Но положение вовсе не безнадежно. Футуризм сейчас уже не вернется "на круги своя", ибо и кругов-то этих по-настоящему нет. И это немаленькое обстоятельство весьма облегчает футуризму возможность, перерождаясь. войти в новое искусство, - не в качестве всеопределяющего, но в качестве важного составного течения.

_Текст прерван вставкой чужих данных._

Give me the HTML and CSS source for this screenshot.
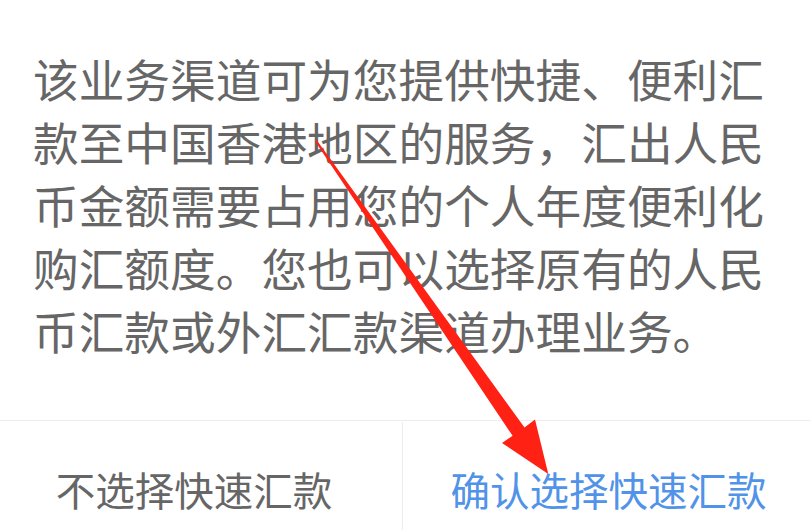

В русском футуризме есть несколько элементов, довольно-таки самостоятельных, отчасти противоречивых: известные филологические построения и догадки, в значительной мере проникнутые архаизмом (Хлебников, Крученых) и во всяком случае лежащие вне сферы поэзии; своя поэтика, т. е. свое учение о методах и приемах словесного творчества; своя философия искусства, даже целых две: формалистская (В. Шкловский) и устремленная к марксизму (Арватов, Чужак и др.); наконец - сама поэзия, живое творчество. Литературного озорства самостоятельным элементом не вписываем так как оно обычно сочетается с одним из основных элементов. Когда Крученых говорит, что "дыр, бул, щыл" заключает в себе больше поэзии, чем весь Пушкин (или что-то в этом роде), то это нечто среднее между филологической поэтикой и - извиняемся - озорством дурного тона. В более спокойном виде мысль Крученых может означать, что оркестровка стиха по ключу "дыр, бул, щыл" более свойственна структуре русского языка, его звуковому духу, чем пушкинская оркестровка, с подсознательной оглядкой на французский язык. Верно ли это или не верно, но совершенно очевидно, что "дыр, бул, щыл" вовсе не есть поэтический экстракт уже имеющихся в распоряжении футуризма достижений - значит, и сравнивать нечего. Вообще же говоря, не исключена возможность, что кто-нибудь напишет по этому музыкально-филологическому ключу стихи, которые будут выше пушкинских. Остается подождать.